For the few who cottoned on in 1969, Nick Drake, as experienced on “Five Leaves Left”, must have left an indelible mark on the psyche. Within these exquisitely crafted grooves was a dreamy and poetic acoustic folk set, doused in achingly beautiful melancholia. He seemed to have arrived from out of nowhere, fully formed; as cultured as any of your Bob Dylan’s, Phil Och’s or Van Morrison’s. Simply substitute themes of sexual politics with impressions of the moon, stars, sea, rain, trees, sky, mist and seasons and you’re there. If there were to be any words of comfort to Nick in regards to the poor sales figures, they would probably be best framed along the line of “same goes for Astral Weeks”.

With regards to making the magic happen, key assistant to the moody singer-guitarist was producer Joe Boyd, owner of the production and management company, Witchseason Productions. He was the man who had discovered Fairport Convention and been responsible for introducing John Martyn and The Incredible String Band to a mainstream audience. Wikipedia tells:

“He and Drake formed an immediate bond, and the producer acted as a mentor to Drake throughout his career. A four-track demo, recorded in Drake's college room in the spring of 1968, led Boyd to offer a management, publishing, and production contract to the 20-year-old, and to initiate work on a debut album. According to Boyd: ‘In those days you didn't have cassettes—he brought a reel-to-reel tape to me that he'd done at home. Half way through the first song, I felt this was pretty special. And I called him up, and he came back in, and we talked, and I just said, “I'd like to make a record.” He stammered, “Oh, well, yeah. Okay.” Nick was a man of few words.’”

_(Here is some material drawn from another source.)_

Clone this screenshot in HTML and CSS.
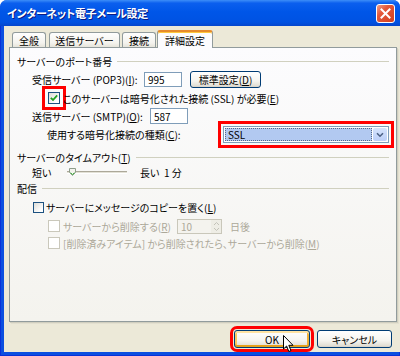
FILE: index.html
```html
<!DOCTYPE html>
<html lang="ja">
<head>
  <meta charset="UTF-8" />
  <title>インターネット電子メール設定</title>
  <link rel="stylesheet" href="styles.css">
</head>
<body>
  <div class="window">
    <div class="titlebar">
      <span class="title">インターネット電子メール設定</span>
      <span class="close">
        <svg width="11" height="11" viewBox="0 0 11 11"><path d="M1.5 1.5 L9.5 9.5 M9.5 1.5 L1.5 9.5" stroke="#fff" stroke-width="2" stroke-linecap="square"/></svg>
      </span>
    </div>
    <div class="frame">
      <div class="client">
        <div class="tabs">
          <div class="tab tab-1">全般</div>
          <div class="tab tab-2">送信サーバー</div>
          <div class="tab tab-3">接続</div>
          <div class="tab active">詳細設定</div>
        </div>

        <div class="panel">
          <div class="group"><span>サーバーのポート番号</span></div>

          <div class="row row-pop">
            <span class="lbl lbl-pop">受信サーバー (POP3)(<u>I</u>):</span>
            <span class="field field-pop">995</span>
            <span class="btn btn-std">標準設定(<u>D</u>)</span>
          </div>

          <div class="row row-ssl">
            <span class="check checked mark-check">
              <svg width="8" height="8" viewBox="0 0 8 8"><path d="M0.8 3.8 L3 6 L7.2 1.4" fill="none" stroke="#21a121" stroke-width="1.8"/></svg>
            </span>
            <span>このサーバーは暗号化された接続 (SSL) が必要(<u>E</u>)</span>
          </div>

          <div class="row row-smtp">
            <span class="lbl lbl-smtp">送信サーバー (SMTP)(<u>O</u>):</span>
            <span class="field field-smtp">587</span>
          </div>

          <div class="row row-enc">
            <span class="lbl lbl-enc">使用する暗号化接続の種類(<u>C</u>):</span>
            <span class="select mark-select">
              <span class="select-value">SSL</span>
              <span class="select-btn">
                <svg width="8" height="6" viewBox="0 0 8 6"><path d="M1 1.2 L4 4.2 L7 1.2" fill="none" stroke="#4d6185" stroke-width="1.6"/></svg>
              </span>
            </span>
          </div>

          <div class="group group-timeout"><span>サーバーのタイムアウト(<u>T</u>)</span></div>

          <div class="row row-slider">
            <span class="slider-lbl">短い</span>
            <span class="track">
              <svg class="thumb" width="7" height="8" viewBox="0 0 7 8"><path d="M0.5 0.5 H6.5 V4.5 L3.5 7.5 L0.5 4.5 Z" fill="#f4f3ee" stroke="#8e9c8a"/><path d="M1.5 4.6 L3.5 6.6 L5.5 4.6" fill="none" stroke="#3bb33b"/></svg>
            </span>
            <span class="slider-long">長い</span>
            <span>1 分</span>
          </div>

          <div class="group group-deliver"><span>配信</span></div>

          <div class="row row-copy">
            <span class="check"></span>
            <span>サーバーにメッセージのコピーを置く(<u>L</u>)</span>
          </div>

          <div class="row row-del disabled">
            <span class="check"></span>
            <span class="lbl lbl-del">サーバーから削除する(<u>R</u>)</span>
            <span class="spin">
              <span class="spin-value">10</span>
              <span class="spin-btns">
                <svg width="7" height="11" viewBox="0 0 7 11"><path d="M1 4 L3.5 1.5 L6 4 M1 7 L3.5 9.5 L6 7" fill="none" stroke="#c3c2b8"/></svg>
              </span>
            </span>
            <span class="days">日後</span>
          </div>

          <div class="row row-trash disabled">
            <span class="check"></span>
            <span>[削除済みアイテム] から削除されたら、サーバーから削除(<u>M</u>)</span>
          </div>
        </div>

        <div class="footer">
          <span class="btn btn-ok mark-ok">OK</span>
          <span class="btn btn-cancel">キャンセル</span>
        </div>
      </div>
    </div>

    <svg class="cursor" width="12" height="18" viewBox="0 0 12 18"><path d="M0.5 0.5 V14 L3.6 11 L5.8 16.5 L8 15.6 L5.8 10.3 H10 Z" fill="#fff" stroke="#000"/></svg>
  </div>
</body>
</html>
```

FILE: styles.css
```css
* {
  box-sizing: border-box;
}
body {
  margin: 0;
  font-family: "Noto Sans CJK JP", "Liberation Sans", sans-serif;
  font-size: 10px;
  font-feature-settings: "palt";
  color: #000;
  background: #fff;
}
u {
  text-decoration: underline;
  text-underline-offset: 1px;
}

/* window chrome */
.window {
  position: relative;
  width: 400px;
  height: 356px;
  display: flex;
  flex-direction: column;
  background: #0b4fe0;
  border-radius: 7px 7px 0 0;
  overflow: hidden;
}
.titlebar {
  height: 26px;
  display: flex;
  align-items: center;
  justify-content: space-between;
  padding: 0 5px 0 7px;
  background: linear-gradient(#3d8ef8 0, #0b5fee 12%, #0056e8 45%, #0052e2 85%, #0546cc 100%);
}
.title {
  color: #fff;
  font-size: 11px;
  font-weight: bold;
  letter-spacing: -0.3px;
  text-shadow: 1px 1px 0 #0a1a85;
}
.close {
  width: 19px;
  height: 19px;
  display: flex;
  align-items: center;
  justify-content: center;
  border: 1px solid #fff;
  border-radius: 3px;
  background: linear-gradient(135deg, #f0a08a 0, #e4593c 35%, #d2401f 100%);
}
.frame {
  flex: 1;
  display: flex;
  padding: 0 4px 4px;
  box-shadow: inset 1px 0 0 #0831d9, inset -1px 0 0 #0831d9, inset 0 -1px 0 #0831d9;
}
.client {
  flex: 1;
  display: flex;
  flex-direction: column;
  background: #ece9d8;
  padding: 4px 6px 0 5px;
}

/* tabs */
.tabs {
  display: flex;
  align-items: flex-end;
  height: 17px;
  padding-left: 3px;
}
.tab {
  height: 15px;
  display: flex;
  align-items: center;
  justify-content: center;
  border: 1px solid #919b9c;
  border-bottom: none;
  border-radius: 3px 3px 0 0;
  background: linear-gradient(#fefefe, #f4f3ee 70%, #e6e4da);
}
.tab-1 {
  width: 34px;
  margin-right: 3px;
}
.tab-2 {
  width: 71px;
  margin-right: 2px;
}
.tab-3 {
  width: 34px;
  margin-right: 1px;
}
.tab.active {
  position: relative;
  z-index: 1;
  width: 56px;
  height: 18px;
  margin-bottom: -1px;
  border-top: 2px solid #e68b2c;
  box-shadow: inset 0 1px 0 #ffc83c;
  background: #fcfcfe;
}

/* panel */
.panel {
  height: 275px;
  border: 1px solid #919b9c;
  box-shadow: 1px 1px 0 #d0cebf, 2px 2px 0 #e3e0d0;
  background: linear-gradient(#fcfcfe, #f4f3ee);
  padding: 6px 7px 0;
}
.group {
  height: 14px;
  display: flex;
  align-items: center;
  gap: 5px;
  white-space: nowrap;
}
.group::after {
  content: "";
  flex: 1;
  height: 1px;
  background: #d0d0bf;
}
.group-timeout {
  margin-top: 6px;
}
.group-deliver {
  height: 16px;
}
.row {
  display: flex;
  align-items: center;
  white-space: nowrap;
}
.row-pop {
  height: 22px;
  padding-left: 15px;
}
.row-ssl {
  height: 16px;
  padding-left: 31px;
}
.row-smtp {
  height: 20px;
  padding-left: 15px;
}
.row-enc {
  height: 18px;
  padding-left: 30px;
  align-items: flex-start;
}
.row-enc .lbl {
  line-height: 17px;
}
.row-slider {
  height: 16px;
  padding-left: 15px;
}
.row-copy {
  height: 22px;
  padding-left: 16px;
}
.row-del {
  height: 16px;
  padding-left: 31px;
}
.row-trash {
  height: 18px;
  padding-left: 31px;
}
.disabled {
  color: #aca899;
}

.lbl-pop {
  width: 112px;
}
.lbl-smtp {
  width: 118px;
}
.lbl-enc {
  width: 176px;
}
.lbl-del {
  width: 114px;
}

/* inputs */
.field {
  width: 38px;
  display: flex;
  align-items: center;
  padding-left: 3px;
  border: 1px solid #7f9db9;
  background: #fff;
}
.field-pop {
  height: 15px;
}
.field-smtp {
  height: 16px;
}
.btn {
  display: flex;
  align-items: center;
  justify-content: center;
  border: 1px solid #003c74;
  border-radius: 3px;
  background: linear-gradient(#ffffff, #f5f4ef 60%, #e3e0d6 90%, #d6d0c5);
}
.btn-std {
  width: 71px;
  height: 17px;
  margin-left: 8px;
}
.check {
  width: 12px;
  height: 12px;
  margin-right: 3px;
  display: flex;
  align-items: center;
  justify-content: center;
  border: 1px solid #1c5180;
  background: linear-gradient(135deg, #dcdcd7, #ffffff 80%);
}
.row-copy .check {
  width: 11px;
  height: 11px;
  margin-right: 2px;
}
.disabled .check {
  border-color: #cac8bb;
  background: #fff;
}
.select {
  width: 166px;
  height: 17px;
  display: flex;
  padding: 1px;
  border: 1px solid #7f9db9;
  background: #fff;
}
.select-value {
  flex: 1;
  padding-left: 2px;
  line-height: 12px;
  background: #b2c9f1;
  border: 1px dotted #5a6a88;
}
.select-btn {
  width: 14px;
  margin-left: 1px;
  display: flex;
  align-items: center;
  justify-content: center;
  border-radius: 2px;
  background: linear-gradient(#d6e3fc, #bccff8);
}

/* slider */
.slider-lbl {
  width: 35px;
}
.track {
  position: relative;
  width: 60px;
  height: 3px;
  margin-right: 13px;
  border-top: 1px solid #aca899;
  border-bottom: 1px solid #fff;
  background: #e3e1d6;
}
.thumb {
  position: absolute;
  left: 2px;
  top: -4px;
}
.slider-long {
  width: 24px;
}

/* spin */
.spin {
  width: 45px;
  height: 15px;
  display: flex;
  border: 1px solid #c9c7ba;
  background: #f4f3ee;
}
.spin-value {
  flex: 1;
  padding-left: 3px;
  line-height: 13px;
}
.spin-btns {
  width: 10px;
  display: flex;
  align-items: center;
  justify-content: center;
  background: #eeede5;
}
.days {
  margin-left: 8px;
}

/* footer buttons */
.footer {
  flex: 1;
  display: flex;
  justify-content: flex-end;
  align-items: flex-start;
  gap: 7px;
  padding: 8px 5px 0 0;
}
.btn-ok,
.btn-cancel {
  height: 18px;
}
.btn-ok {
  width: 76px;
  box-shadow: inset 0 2px 0 #ffe3a3, inset 0 -2px 0 #e5a01a, inset 2px 0 0 #fbc960, inset -2px 0 0 #f0b035;
}
.btn-cancel {
  width: 75px;
}

/* red highlight boxes */
.mark-check {
  outline: 3px solid #f00;
  outline-offset: 3px;
}
.mark-select {
  outline: 3px solid #f00;
  outline-offset: 2px;
}
.mark-ok {
  outline: 3px solid #f00;
  outline-offset: 1px;
}

.cursor {
  position: absolute;
  left: 283px;
  top: 335px;
}
```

To provide backing, Boyd enlisted various contacts from the London folk rock scene, including Fairport Convention guitarist Richard Thompson and Pentangle bassist Danny Thompson (no relation). He recruited John Wood as engineer, with the gorgeous string arrangements eventually being handled by Harry Robertson (“River Man”) and Nick's college buddy Robert Kirby (“Way to Blue”, “Day Is Done”, “The Thoughts of Mary Jane” and “Fruit Tree”). Robertson’s remit for “River Man”, considered by Nick to be the album’s centrepiece, was to echo the classical tones of Frederick Delius and Maurice Ravel. Artistic ambitions were realised – even if commercial aspirations were not. Same old.